Hidden cameras at Fir Tree Farm in Lincolnshire, which is owned by one of Britain’s largest pork producers, reveal workers repeatedly kicking pigs in the face, beating them with plastic boards, and leaving a downed pig too sick to stand without veterinary care for 48 hours before shooting the poor animal.
This is the third time the group has recorded workers violently abusing animals at British farms.
Dr. Toni Shephard, Animal Equality’s U.K. director, said:
While intensive pig farms are inherently pitiless places, the brutality inflicted on these poor pigs is incomprehensible. The workers show complete contempt for the animals in their care and seem immune to their suffering, even when the pigs scream in pain. We demand that they be brought to justice.
Watch the heartbreaking footage yourself.
No matter where they are in the world, factory farms are rife with abuse. Earlier this year, an investigation from the Italian animal rights group Lega Anti Vivisezione revealed pigs living in filthy sheds, suffering from untreated infections and injuries, and having their tails illegally cut off at six Italian factory farms that raise pigs for Parma ham.
As Mercy For Animals investigations have repeatedly shown, animal cruelty is the norm in the pork industry.
Pigs are considered the fifth-most intelligent animal in the world—even more intelligent than dogs. And like dogs and cats, pigs are playful and social. Despite this, the meat industry treats them as mere objects.

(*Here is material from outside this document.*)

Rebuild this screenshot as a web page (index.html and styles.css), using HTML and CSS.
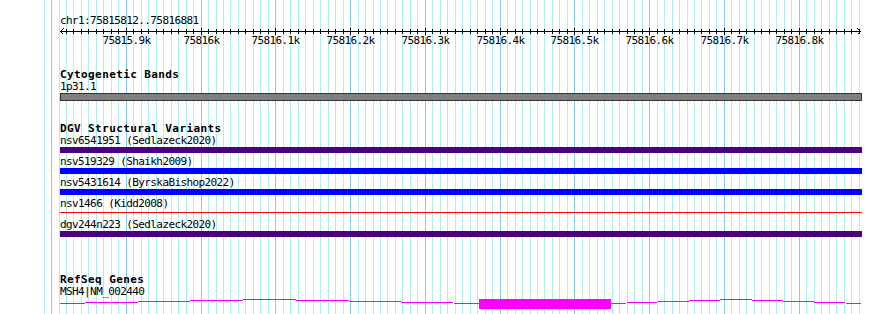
FILE: index.html
```html
<!DOCTYPE html>
<html>
  <head>
    <title>chr1:75815812..75816881</title>
    <meta charset="utf-8">
    <link rel="stylesheet" href="styles.css">
  </head>
  <body>
    <main class="panel">
      <svg class="grid" id="grid" width="890" height="314"></svg>

      <div class="ruler">
        <div class="chrom">chr1:75815812..75816881</div>
        <svg class="scale" id="scale" width="802" height="19">
          <rect class="axis" x="0" y="4" width="801" height="1"/>
          <polyline class="arrow" points="3.5,1.5 0.5,4.5 3.5,7.5"/>
          <polyline class="arrow" points="797.5,1.5 800.5,4.5 797.5,7.5"/>
        </svg>
      </div>

      <section class="track cyto">
        <h2>Cytogenetic Bands</h2>
        <div class="label">1p31.1</div>
        <div class="band"></div>
      </section>

      <section class="track dgv">
        <h2>DGV Structural Variants</h2>
        <div class="variant">
          <div class="label">nsv6541951 (Sedlazeck2020)</div>
          <div class="bar indigo"></div>
        </div>
        <div class="variant">
          <div class="label">nsv519329 (Shaikh2009)</div>
          <div class="bar blue"></div>
        </div>
        <div class="variant">
          <div class="label">nsv5431614 (ByrskaBishop2022)</div>
          <div class="bar blue"></div>
        </div>
        <div class="variant">
          <div class="label">nsv1466 (Kidd2008)</div>
          <div class="bar thin"></div>
        </div>
        <div class="variant">
          <div class="label">dgv244n223 (Sedlazeck2020)</div>
          <div class="bar indigo"></div>
        </div>
      </section>

      <section class="track refseq">
        <h2>RefSeq Genes</h2>
        <div class="label">MSH4|NM_002440</div>
        <svg class="gene" width="802" height="12">
          <polyline class="intron" points="0,5.5 209.5,1.5 419,5.5"/>
          <rect class="exon" x="419" y="1" width="132" height="10"/>
          <polyline class="intron" points="551,5.5 676,1.5 801,5.5"/>
        </svg>
      </section>
    </main>

    <script>
      var start = 75815812
      var end = 75816881
      var scale = 800 / (end - start + 1)
      var ns = 'http://www.w3.org/2000/svg'

      function px (bp) {
        return Math.round(60 + (bp - start) * scale)
      }

      function add (svg, tag, attrs, text) {
        var el = document.createElementNS(ns, tag)
        for (var key in attrs) {
          el.setAttribute(key, attrs[key])
        }
        if (text) el.textContent = text
        svg.appendChild(el)
      }

      var grid = document.getElementById('grid')
      var ruler = document.getElementById('scale')

      for (var bp = 75815790; bp <= 75816880; bp += 10) {
        var major = bp % 100 === 0
        add(grid, 'rect', { x: px(bp), y: 0, width: 1, height: 314, 'class': major ? 'major' : 'minor' })
        if (bp <= start) continue
        var x = px(bp) - 60
        if (major) {
          add(ruler, 'rect', { x: x, y: 1, width: 1, height: 7, 'class': 'tick' })
          var label = bp % 1000 === 0 ? (bp / 1000) + 'k' : (bp / 1000).toFixed(1) + 'k'
          add(ruler, 'text', { x: x + 0.5, y: 17, 'class': 'tick-label' }, label)
        } else {
          add(ruler, 'rect', { x: x, y: 2, width: 1, height: 5, 'class': 'tick' })
        }
      }
    </script>
  </body>
</html>
```

FILE: styles.css
```css
body {
  margin: 0;
  background: #fff;
  color: #000;
  font-family: "DejaVu Sans Mono", monospace;
  font-size: 11px;
  letter-spacing: -0.6px;
}
.panel {
  position: relative;
  width: 890px;
  height: 314px;
  overflow: hidden;
  box-sizing: border-box;
  padding: 15px 0 0 60px;
}
.grid {
  position: absolute;
  left: 0;
  top: 0;
  shape-rendering: crispEdges;
}
.minor {
  fill: #afeeee;
}
.major {
  fill: #87ceeb;
}
.ruler, .track {
  position: relative;
}
.chrom {
  line-height: 12px;
  height: 12px;
  white-space: nowrap;
}
.scale {
  display: block;
  overflow: visible;
  shape-rendering: crispEdges;
}
.axis, .tick {
  fill: #000;
}
.arrow {
  fill: none;
  stroke: #000;
  stroke-width: 1;
}
.tick-label {
  font-family: "DejaVu Sans Mono", monospace;
  font-size: 11px;
  text-anchor: middle;
  fill: #000;
}
.track h2 {
  margin: 0;
  font-size: 11px;
  font-weight: bold;
  letter-spacing: 0.4px;
  line-height: 13px;
  height: 13px;
  white-space: nowrap;
}
.label {
  line-height: 12px;
  height: 12px;
  white-space: nowrap;
}
.cyto {
  margin-top: 22px;
}
.band {
  width: 802px;
  height: 8px;
  box-sizing: border-box;
  border: 1px solid #333;
  background: #808080;
}
.dgv {
  margin-top: 21px;
}
.variant {
  padding-bottom: 3px;
}
.bar {
  width: 802px;
  height: 6px;
}
.indigo {
  background: #4b0082;
}
.blue {
  background: #0000ff;
}
.thin {
  background: linear-gradient(#ff0000, #ff0000) 0 2px / 100% 1px no-repeat;
}
.refseq {
  margin-top: 33px;
}
.gene {
  display: block;
  shape-rendering: crispEdges;
}
.intron {
  fill: none;
  stroke: #ff00ff;
  stroke-width: 1;
}
.exon {
  fill: #ff00ff;
}
```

Pigs raised and killed for food are taken from their mothers at just 10 days old and have their tails cut off, their teeth clipped, and their testicles ripped out without any painkillers. Piglets who are too sick or not growing fast enough are often gruesomely killed by being slammed headfirst onto concrete floors. Surviving piglets are packed together into filthy pens.
While pigs in nature live for about 15 years, at factory farms they are selectively bred to grow extremely fast, reaching slaughter size in just six months. Sows are repeatedly impregnated and confined in gestation crates, barren metal cages so small the animals are unable to turn around.
After a life of torment, pigs are brutally slaughtered by being hoisted upside down and having their throats cut.
If we wouldn’t treat dogs or cats in such appalling ways, how can we pay the meat industry to do it to pigs? Each of us has the power to say no to animal abuse by replacing inherently cruel animal products with compassionate vegan alternatives.